I am doing a text classification task for long text classification. Currently, I am being shown each text multiple times in a row for each pattern that is detected. What is the reasoning behind this? Is there an advantage to it? Can I maybe turn it off?

1 Like

Also, if I label one text multiple times and each time it highlights a different input pattern should I label based on the text as a whole or whether that specific input pattern is good?

Actually, there's not really a deeper reason behind this – it's mostly due to the way the pattern matcher works. Every match is treated as its own "entity". This makes sense for NER – but you're right that for text classification, it would be good to have an option to reconcile matches related to the same text and the same label (even if produced by different trigger patterns). The solution would have to be based on the input hash (unique ID of the input data, e.g. the text) and the label of the match.

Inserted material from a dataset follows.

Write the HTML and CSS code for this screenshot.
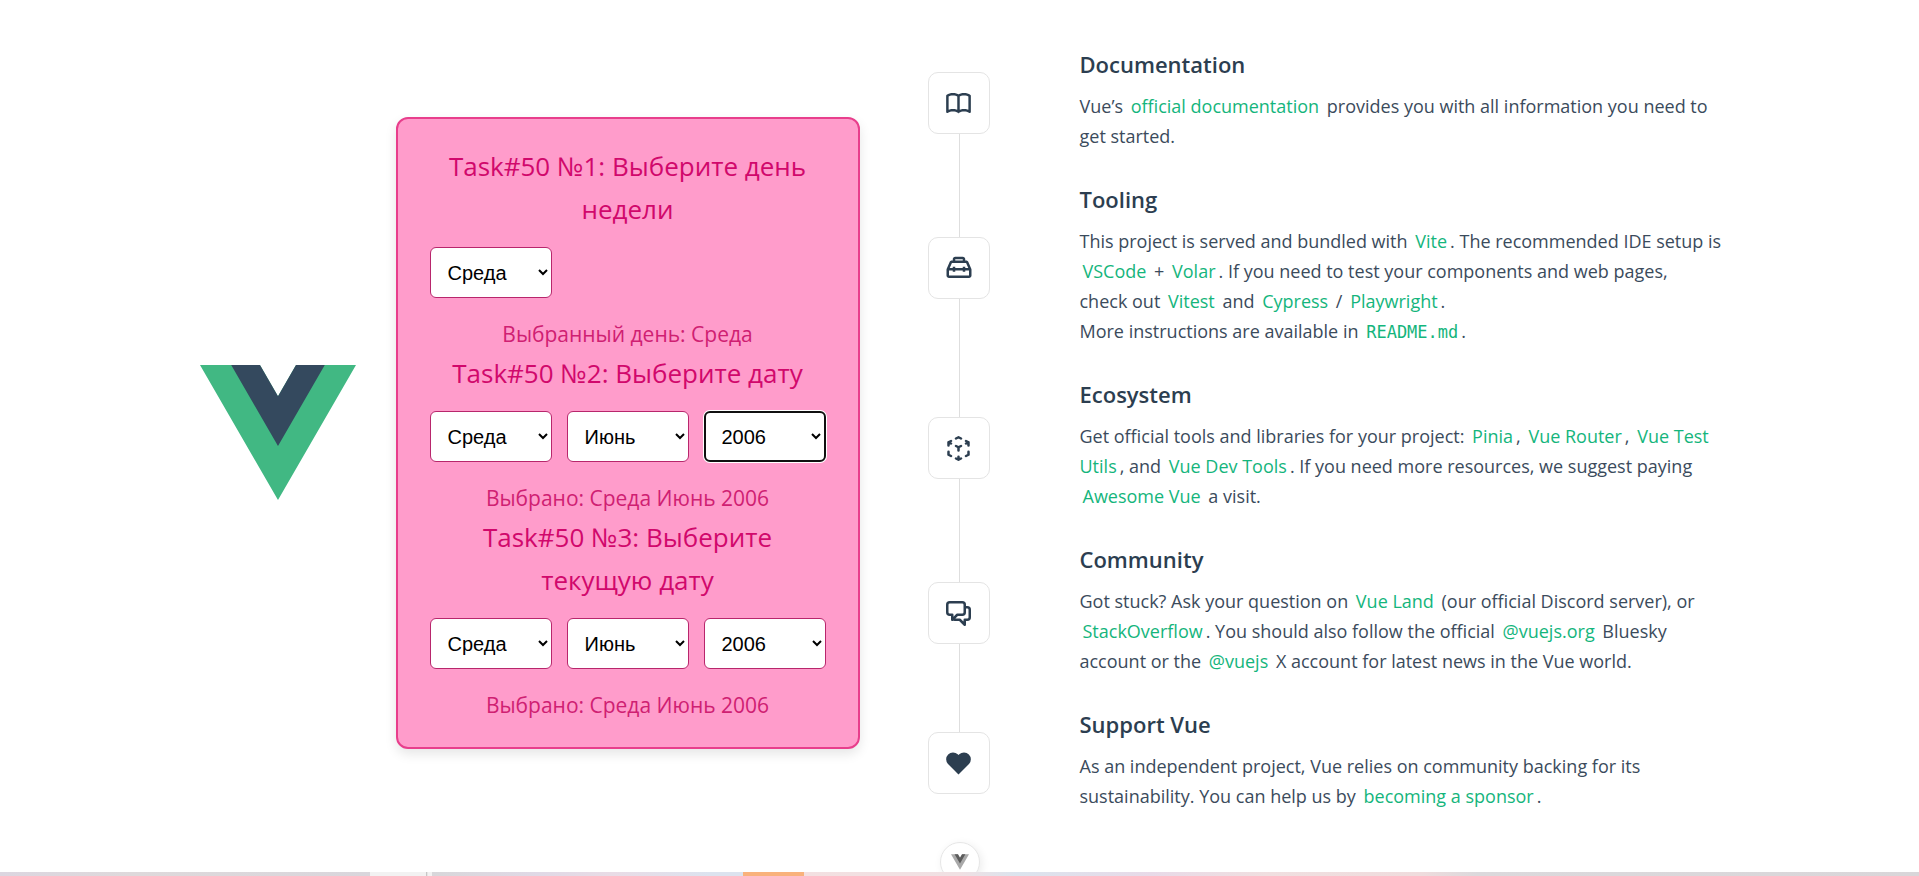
FILE: index.html
```html
<!DOCTYPE html>
<html lang="ru">
<head>
<meta charset="utf-8">
<meta name="viewport" content="width=device-width, initial-scale=1">
<title>Vue App</title>
<link rel="stylesheet" href="styles.css">
</head>
<body>
<div class="app">
  <header class="header">
    <svg class="logo" viewBox="0 0 261.76 226.69" role="img" aria-label="Vue logo">
      <path fill="#41b883" d="M161.096.001l-30.224 52.35L100.647.002H-.005L130.872 226.69 261.749 0z"/>
      <path fill="#34495e" d="M161.096.001l-30.224 52.35L100.647.002H52.346l78.526 136.01L209.398.001z"/>
    </svg>
    <div class="card">
      <h2 class="card-title">Task#50 №1: Выберите день недели</h2>
      <div class="selects">
        <select class="select" aria-label="День недели"><option>Среда</option></select>
      </div>
      <p class="result">Выбранный день: Среда</p>
      <h2 class="card-title">Task#50 №2: Выберите дату</h2>
      <div class="selects">
        <select class="select" aria-label="День"><option>Среда</option></select>
        <select class="select" aria-label="Месяц"><option>Июнь</option></select>
        <select class="select select-active" aria-label="Год"><option>2006</option></select>
      </div>
      <p class="result">Выбрано: Среда Июнь 2006</p>
      <h2 class="card-title">Task#50 №3: Выберите текущую дату</h2>
      <div class="selects">
        <select class="select" aria-label="Текущий день"><option>Среда</option></select>
        <select class="select" aria-label="Текущий месяц"><option>Июнь</option></select>
        <select class="select" aria-label="Текущий год"><option>2006</option></select>
      </div>
      <p class="result">Выбрано: Среда Июнь 2006</p>
    </div>
  </header>

  <main class="items" lang="en">
    <section class="item">
      <div class="rail"><span class="icon">
        <svg width="25" height="21" viewBox="0 0 20 17" fill="currentColor" aria-hidden="true"><path d="M11 2.253a1 1 0 1 0-2 0h2zm-2 13a1 1 0 1 0 2 0H9zm.447-12.167a1 1 0 1 0 1.107-1.666L9.447 3.086zM1 2.253L.447 1.42A1 1 0 0 0 0 2.253h1zm0 13H0a1 1 0 0 0 1.553.833L1 15.253zm8.447.833a1 1 0 1 0 1.107-1.666l-1.107 1.666zm0-14.666a1 1 0 1 0 1.107 1.666L9.447 1.42zM19 2.253h1a1 1 0 0 0-.447-.833L19 2.253zm0 13l-.553.833A1 1 0 0 0 20 15.253h-1zm-9.553-.833a1 1 0 1 0 1.107 1.666L9.447 14.42zM9 2.253v13h2v-13H9zm1.553-.833C9.203.523 7.42 0 5.5 0v2c1.572 0 2.961.431 3.947 1.086l1.107-1.666zM5.5 0C3.58 0 1.797.523.447 1.42l1.107 1.666C2.539 2.431 3.928 2 5.5 2V0zM0 2.253v13h2v-13H0zm1.553 13.833C2.539 15.431 3.928 15 5.5 15v-2c-1.92 0-3.703.523-5.053 1.42l1.107 1.666zM5.5 15c1.572 0 2.961.431 3.947 1.086l1.107-1.666C9.203 13.523 7.42 13 5.5 13v2zm5.053-11.914C11.539 2.431 12.928 2 14.5 2V0c-1.92 0-3.703.523-5.053 1.42l1.107 1.666zM14.5 2c1.573 0 2.961.431 3.947 1.086l1.107-1.666C18.203.523 16.421 0 14.5 0v2zm3.5.253v13h2v-13h-2zm1.553 12.167C18.203 13.523 16.421 13 14.5 13v2c1.573 0 2.961.431 3.947 1.086l1.107-1.666zM14.5 13c-1.92 0-3.703.523-5.053 1.42l1.107 1.666C11.539 15.431 12.928 15 14.5 15v-2z"/></svg>
      </span></div>
      <div class="details">
        <h3>Documentation</h3>
        <p>Vue’s <a href="#docs">official documentation</a> provides you with all information you need to get started.</p>
      </div>
    </section>

    <section class="item">
      <div class="rail"><span class="icon">
        <svg width="30" height="30" viewBox="0 0 24 24" fill="currentColor" aria-hidden="true"><path d="M20 18v-4h-3v1h-2v-1H9v1H7v-1H4v4h16M6.33 8l-1.74 4H7v-1h2v1h6v-1h2v1h2.41l-1.74-4H6.33M9 5v1h6V5H9m12.84 7.61c.1.22.16.48.16.8V18c0 .53-.21 1-.6 1.41-.4.4-.85.59-1.4.59H4c-.55 0-1-.19-1.4-.59C2.21 19 2 18.53 2 18v-4.59c0-.32.06-.58.16-.8L4.5 7.22C4.84 6.41 5.45 6 6.33 6H7V5c0-.55.18-1 .57-1.41C7.96 3.2 8.44 3 9 3h6c.56 0 1.04.2 1.43.59.39.41.57.86.57 1.41v1h.67c.88 0 1.49.41 1.83 1.22l2.34 5.39z"/></svg>
      </span></div>
      <div class="details">
        <h3>Tooling</h3>
        <p>This project is served and bundled with <a href="#vite">Vite</a>. The recommended IDE setup is <a href="#vscode">VSCode</a> + <a href="#volar">Volar</a>. If you need to test your components and web pages,<br>
        check out <a href="#vitest">Vitest</a> and <a href="#cypress">Cypress</a> / <a href="#playwright">Playwright</a>.<br>
        More instructions are available in <a href="#readme"><code>README.md</code></a>.</p>
      </div>
    </section>

    <section class="item">
      <div class="rail"><span class="icon">
        <svg width="23" height="25" viewBox="0 0 18 20" fill="currentColor" aria-hidden="true"><path d="M11.447 8.894a1 1 0 1 0-.894-1.789l.894 1.789zm-2.894-.789a1 1 0 1 0 .894 1.789l-.894-1.789zm0 1.789a1 1 0 1 0 .894-1.789l-.894 1.789zM7.447 7.106a1 1 0 1 0-.894 1.789l.894-1.789zM10 9a1 1 0 1 0-2 0h2zm-2 2.5a1 1 0 1 0 2 0H8zm9.447-5.606a1 1 0 1 0-.894-1.789l.894 1.789zm-2.894-.789a1 1 0 1 0 .894 1.789l-.894-1.789zm2 .789a1 1 0 1 0 .894-1.789l-.894 1.789zm-1.106-2.789a1 1 0 1 0-.894 1.789l.894-1.789zM18 5a1 1 0 1 0-2 0h2zm-2 2.5a1 1 0 1 0 2 0h-2zm-5.447-4.606a1 1 0 1 0 .894-1.789l-.894 1.789zM9 1l.447-.894a1 1 0 0 0-.894 0L9 1zm-2.447.106a1 1 0 1 0 .894 1.789l-.894-1.789zm-6 3a1 1 0 1 0 .894 1.789L.553 4.106zm2.894.789a1 1 0 1 0-.894-1.789l.894 1.789zm-2-.789a1 1 0 1 0-.894 1.789l.894-1.789zm1.106 2.789a1 1 0 1 0 .894-1.789l-.894 1.789zM2 5a1 1 0 1 0-2 0h2zM0 7.5a1 1 0 1 0 2 0H0zm8.553 12.394a1 1 0 1 0 .894-1.789l-.894 1.789zm-1.106-2.789a1 1 0 1 0-.894 1.789l.894-1.789zm1.106 1a1 1 0 1 0 .894 1.789l-.894-1.789zm2.894.789a1 1 0 1 0-.894-1.789l.894 1.789zM8 19a1 1 0 1 0 2 0H8zm2-2.5a1 1 0 1 0-2 0h2zm-7.447.394a1 1 0 1 0 .894-1.789l-.894 1.789zM1 15H0a1 1 0 0 0 .553.894L1 15zm1-2.5a1 1 0 1 0-2 0h2zm12.553 2.606a1 1 0 1 0 .894 1.789l-.894-1.789zM17 15l.447.894A1 1 0 0 0 18 15h-1zm1-2.5a1 1 0 1 0-2 0h2zm-7.447-5.394l-2 1 .894 1.789 2-1-.894-1.789zm-1.106 1l-2-1-.894 1.789 2 1 .894-1.789zM8 9v2.5h2V9H8zm8.553-4.894l-2 1 .894 1.789 2-1-.894-1.789zm.894 0l-2-1-.894 1.789 2 1 .894-1.789zM16 5v2.5h2V5h-2zm-4.553-3.894l-2-1-.894 1.789 2 1 .894-1.789zm-2.894-1l-2 1 .894 1.789 2-1L8.553.106zM1.447 5.894l2-1-.894-1.789-2 1 .894 1.789zm-.894 0l2 1 .894-1.789-2-1-.894 1.789zM0 5v2.5h2V5H0zm9.447 13.106l-2-1-.894 1.789 2 1 .894-1.789zm0 1.789l2-1-.894-1.789-2 1 .894 1.789zM10 19v-2.5H8V19h2zm-6.553-3.894l-2-1-.894 1.789 2 1 .894-1.789zM2 15v-2.5H0V15h2zm13.447 1.894l2-1-.894-1.789-2 1 .894 1.789zM18 15v-2.5h-2V15h2z"/></svg>
      </span></div>
      <div class="details">
        <h3>Ecosystem</h3>
        <p>Get official tools and libraries for your project: <a href="#pinia">Pinia</a>, <a href="#router">Vue Router</a>, <a href="#test-utils">Vue Test Utils</a>, and <a href="#devtools">Vue Dev Tools</a>. If you need more resources, we suggest paying <a href="#awesome">Awesome Vue</a> a visit.</p>
      </div>
    </section>

    <section class="item">
      <div class="rail"><span class="icon">
        <svg width="25" height="25" viewBox="0 0 20 20" fill="currentColor" aria-hidden="true"><path d="M15 4a1 1 0 1 0 0 2V4zm0 11v-1a1 1 0 0 0-1 1h1zm0 4l-.707.707A1 1 0 0 0 16 19h-1zm-4-4l.707-.707A1 1 0 0 0 11 14v1zm-4.707-1.293a1 1 0 0 0-1.414 1.414l1.414-1.414zm-.707.707l-.707-.707.707.707zM9 11v-1a1 1 0 0 0-.707.293L9 11zm-4 0h1a1 1 0 0 0-1-1v1zm0 4H4a1 1 0 0 0 1.707.707L5 15zm10-9h2V4h-2v2zm2 0a1 1 0 0 1 1 1h2a3 3 0 0 0-3-3v2zm1 1v6h2V7h-2zm0 6a1 1 0 0 1-1 1v2a3 3 0 0 0 3-3h-2zm-1 1h-2v2h2v-2zm-3 1v4h2v-4h-2zm1.707 3.293l-4-4-1.414 1.414 4 4 1.414-1.414zM11 14H7v2h4v-2zm-4 0c-.276 0-.525-.111-.707-.293l-1.414 1.414C5.42 15.663 6.172 16 7 16v-2zm-.707 1.121l3.414-3.414-1.414-1.414-3.414 3.414 1.414 1.414zM9 12h4v-2H9v2zm4 0a3 3 0 0 0 3-3h-2a1 1 0 0 1-1 1v2zm3-3V3h-2v6h2zm0-6a3 3 0 0 0-3-3v2a1 1 0 0 1 1 1h2zm-3-3H3v2h10V0zM3 0a3 3 0 0 0-3 3h2a1 1 0 0 1 1-1V0zM0 3v6h2V3H0zm0 6a3 3 0 0 0 3 3v-2a1 1 0 0 1-1-1H0zm3 3h2v-2H3v2zm1-1v4h2v-4H4zm1.707 4.707l.586-.586-1.414-1.414-.586.586 1.414 1.414z"/></svg>
      </span></div>
      <div class="details">
        <h3>Community</h3>
        <p>Got stuck? Ask your question on <a href="#land">Vue Land</a> (our official Discord server), or <a href="#stackoverflow">StackOverflow</a>. You should also follow the official <a href="#bluesky">@vuejs.org</a> Bluesky account or the <a href="#x">@vuejs</a> X account for latest news in the Vue world.</p>
      </div>
    </section>

    <section class="item">
      <div class="rail"><span class="icon">
        <svg width="25" height="25" viewBox="0 0 20 20" fill="currentColor" aria-hidden="true"><path d="M10 3.22l-.61-.6a5.5 5.5 0 0 0-7.666.105 5.5 5.5 0 0 0-.114 7.665L10 18.78l8.39-8.4a5.5 5.5 0 0 0-.114-7.665 5.5 5.5 0 0 0-7.666-.105l-.61.61z"/></svg>
      </span></div>
      <div class="details">
        <h3>Support Vue</h3>
        <p>As an independent project, Vue relies on community backing for its sustainability. You can help us by <a href="#sponsor">becoming a sponsor</a>.</p>
      </div>
    </section>
  </main>
</div>

<button class="devtools" type="button" aria-label="Toggle Vue DevTools">
  <svg width="18" height="16" viewBox="0 0 262 227" aria-hidden="true">
    <path fill="#a9a9a9" d="M161 0l-30 52L101 0H0l131 227L262 0z"/>
    <path fill="#5c5c5c" d="M161 0l-30 52L101 0H52l79 136L209 0z"/>
  </svg>
</button>
<div class="strip"></div>
</body>
</html>
```

FILE: styles.css
```css
*,
*::before,
*::after {
  box-sizing: border-box;
  margin: 0;
}

body {
  display: flex;
  flex-direction: column;
  min-height: 100vh;
  background: #fff;
  color: #2c3e50;
  font-family: "Open Sans", "Noto Sans", sans-serif;
  font-size: 18px;
  line-height: 30px;
}

.app {
  flex: 1;
  display: grid;
  grid-template-columns: 1fr 1fr;
  align-items: center;
  width: 100%;
  max-width: 1600px;
  margin: 0 auto;
  padding: 0 40px 6px;
}

.header {
  display: flex;
  align-items: center;
  gap: 40px;
  padding-right: 80px;
}

.logo {
  flex: none;
  width: 156px;
}

.card {
  width: 100%;
  max-width: 464px;
  padding: 26px 32px 24px;
  border: 2px solid #e83e8c;
  border-radius: 12px;
  background: #ff9ccb;
  box-shadow: 0 5px 12px rgba(0, 0, 0, 0.1);
  text-align: center;
}

.card-title {
  margin-bottom: 16px;
  color: #d1086c;
  font-size: 26px;
  font-weight: 400;
  line-height: 43px;
}

.selects {
  display: grid;
  grid-template-columns: repeat(3, 1fr);
  gap: 15px;
}

.select {
  height: 51px;
  padding: 0 2px 0 13px;
  border: 1px solid #b8266c;
  border-radius: 6px;
  background-color: #fff;
  color: #000;
  font-family: "Liberation Sans", Arial, sans-serif;
  font-size: 20px;
}

.select-active {
  border: 2px solid #101010;
  padding-left: 12px;
  box-shadow: 0 0 0 1px #fff;
}

.result {
  margin-top: 19px;
  color: #cf2072;
  font-size: 21px;
  line-height: 35px;
}

.items {
  margin: 0 -10px 0 -32px;
}

.item {
  display: flex;
  gap: 88px;
}

.rail {
  flex: none;
  display: flex;
  flex-direction: column;
  align-items: center;
  width: 64px;
}

.rail::before,
.rail::after {
  content: "";
  flex: 1;
  width: 1px;
  background: #dedede;
}

.item:first-child .rail::before,
.item:last-child .rail::after {
  background: none;
}

.icon {
  display: flex;
  align-items: center;
  align-self: flex-start;
  justify-content: center;
  width: 62px;
  height: 62px;
  border: 1px solid #e4e4e4;
  border-radius: 10px;
}

.details {
  flex: 1;
  padding: 9px 0 20px;
}

.details h3 {
  margin-bottom: 8px;
  font-size: 22px;
  font-weight: 600;
  line-height: 38px;
}

.details p {
  color: #3b4b5c;
}

.details a {
  padding: 0 3px;
  color: #14b57c;
  text-decoration: none;
}

.details code {
  font-family: "DejaVu Sans Mono", monospace;
  font-size: 17px;
  line-height: 1;
}

.devtools {
  position: fixed;
  bottom: -6px;
  left: 50%;
  display: flex;
  align-items: center;
  justify-content: center;
  width: 40px;
  height: 40px;
  margin-left: -20px;
  padding: 0;
  border: 1px solid #e6e6e6;
  border-radius: 50%;
  background: #fff;
  box-shadow: 2px 2px 8px rgba(0, 0, 0, 0.08);
}

.strip {
  position: relative;
  height: 4px;
  background: linear-gradient(
    to right,
    #dcd6e0 0%,
    #ded9db 7%,
    #d9d6dc 19.3%,
    #f2f2f2 19.3%,
    #f2f2f2 22.2%,
    #b8b8b8 22.2%,
    #f2f2f2 22.3%,
    #f2f2f2 22.5%,
    #d8d7da 22.5%,
    #e0d9e6 28%,
    #e9dce6 32%,
    #dce3ef 37%,
    #dce3ef 38.7%,
    #f9b27c 38.7%,
    #f9b27c 41.9%,
    #f3e0e1 41.9%,
    #f0e0e3 50%,
    #dbe4ee 53%,
    #e8dae8 60%,
    #f0dfe0 66%,
    #efdcdd 74%,
    #dbd9dc 77%,
    #d9d6d9 100%
  );
}
```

In the meantime, you could implement a filter for this yourself that takes the stream of the combined models and at least filter out the duplicates that were already covered by other matches. (Actually reconciling them is a little more difficult, because streams are generators and I'm not sure you can always rely on matches coming in in perfect order). I haven't tested this yet, but something along those lines should work:

def filter_matches(stream):
    seen = set()  # (id, label) pairs of tasks that we've already seen
    for eg in stream:
        if 'pattern' in eg['meta']:  # example was produced by pattern
            match = (eg['_input_hash'], eg['label'])
            if match not in seen:
                # we haven't had a combination of that text and label yet
                seen.add(match)
                yield eg
        else:
            yield eg

If you're doing text classification, it's only about the label in relation to the whole text you're seeing. That's also what you'll be training your model on later.

1 Like

@ines hi I started annotating my dataset using the textcat.teach option I also face the same issue. My question is about one more thing. The system treats these as seprate annotations as far as i can understand so if i do eval_split then theres a chance that same text with same annotation might pop up in both train and eval. is there anyway to clean duplicates?. Also ignore seems to be counted as well. Looking forward to your reply

1 Like

@sarim-zafar You’re right that that can be a problem. The most robust way to get an evaluation set is to partition up the data prior to annotating. If you evaluate with texts from textcat.teach, you’re evaluating over a biased sample of data (since the examples were selected using the patterns and the model.) This can still be useful, especially for quick-and-dirty evaluations – and of course it beats evaluating on the training data. But it’s still not ideal.

You can filter duplicates with the prodigy.components.filters.filter_duplicates utility function. I would recommend writing a quick custom recipe to read in the dataset, clean it up as you require with filters etc, and save it out to a new dataset. This will let you curate these problems using custom logic, which is usually pretty easy to express in Python.

Even though the problem is easily fixed, I agree that the behaviour is unideal. We hope to improve this in future versions.

2 Likes